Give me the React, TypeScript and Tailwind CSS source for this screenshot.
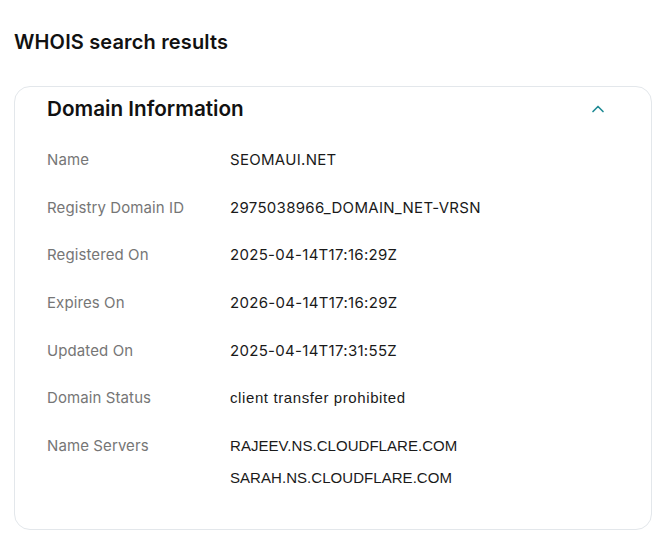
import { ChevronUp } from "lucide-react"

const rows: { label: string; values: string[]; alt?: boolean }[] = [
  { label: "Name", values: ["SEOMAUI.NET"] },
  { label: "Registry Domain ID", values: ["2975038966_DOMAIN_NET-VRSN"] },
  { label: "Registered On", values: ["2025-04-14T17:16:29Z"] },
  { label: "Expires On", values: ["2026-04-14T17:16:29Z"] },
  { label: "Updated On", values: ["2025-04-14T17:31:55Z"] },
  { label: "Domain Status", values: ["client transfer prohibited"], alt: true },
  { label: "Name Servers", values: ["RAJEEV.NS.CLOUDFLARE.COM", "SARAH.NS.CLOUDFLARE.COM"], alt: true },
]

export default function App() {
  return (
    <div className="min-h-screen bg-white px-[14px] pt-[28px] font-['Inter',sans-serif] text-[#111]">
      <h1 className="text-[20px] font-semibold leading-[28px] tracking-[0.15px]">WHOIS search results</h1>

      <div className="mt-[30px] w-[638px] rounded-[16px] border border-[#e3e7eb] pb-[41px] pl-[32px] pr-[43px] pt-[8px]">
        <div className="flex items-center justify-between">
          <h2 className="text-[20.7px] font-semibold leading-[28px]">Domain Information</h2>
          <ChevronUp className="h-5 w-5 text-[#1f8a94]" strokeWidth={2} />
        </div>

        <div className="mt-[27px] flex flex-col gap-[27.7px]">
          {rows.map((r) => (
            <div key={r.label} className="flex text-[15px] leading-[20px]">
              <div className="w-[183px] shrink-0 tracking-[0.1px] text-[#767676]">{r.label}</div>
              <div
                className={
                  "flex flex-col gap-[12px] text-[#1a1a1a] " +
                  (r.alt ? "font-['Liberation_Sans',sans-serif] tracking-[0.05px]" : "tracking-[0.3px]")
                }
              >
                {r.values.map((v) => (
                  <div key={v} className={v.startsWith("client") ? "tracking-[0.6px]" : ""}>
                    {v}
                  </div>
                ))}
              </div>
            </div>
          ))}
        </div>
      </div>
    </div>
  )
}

▸ **Work to complete**
From the material above, reproduce everything verbatim except the pictures.

▸ **Answer to the exercise**
Give me the React, TypeScript and Tailwind CSS source for this screenshot.
import { ChevronUp } from "lucide-react"

const rows: { label: string; values: string[]; alt?: boolean }[] = [
  { label: "Name", values: ["SEOMAUI.NET"] },
  { label: "Registry Domain ID", values: ["2975038966_DOMAIN_NET-VRSN"] },
  { label: "Registered On", values: ["2025-04-14T17:16:29Z"] },
  { label: "Expires On", values: ["2026-04-14T17:16:29Z"] },
  { label: "Updated On", values: ["2025-04-14T17:31:55Z"] },
  { label: "Domain Status", values: ["client transfer prohibited"], alt: true },
  { label: "Name Servers", values: ["RAJEEV.NS.CLOUDFLARE.COM", "SARAH.NS.CLOUDFLARE.COM"], alt: true },
]

export default function App() {
  return (
    <div className="min-h-screen bg-white px-[14px] pt-[28px] font-['Inter',sans-serif] text-[#111]">
      <h1 className="text-[20px] font-semibold leading-[28px] tracking-[0.15px]">WHOIS search results</h1>

      <div className="mt-[30px] w-[638px] rounded-[16px] border border-[#e3e7eb] pb-[41px] pl-[32px] pr-[43px] pt-[8px]">
        <div className="flex items-center justify-between">
          <h2 className="text-[20.7px] font-semibold leading-[28px]">Domain Information</h2>
          <ChevronUp className="h-5 w-5 text-[#1f8a94]" strokeWidth={2} />
        </div>

        <div className="mt-[27px] flex flex-col gap-[27.7px]">
          {rows.map((r) => (
            <div key={r.label} className="flex text-[15px] leading-[20px]">
              <div className="w-[183px] shrink-0 tracking-[0.1px] text-[#767676]">{r.label}</div>
              <div
                className={
                  "flex flex-col gap-[12px] text-[#1a1a1a] " +
                  (r.alt ? "font-['Liberation_Sans',sans-serif] tracking-[0.05px]" : "tracking-[0.3px]")
                }
              >
                {r.values.map((v) => (
                  <div key={v} className={v.startsWith("client") ? "tracking-[0.6px]" : ""}>
                    {v}
                  </div>
                ))}
              </div>
            </div>
          ))}
        </div>
      </div>
    </div>
  )
}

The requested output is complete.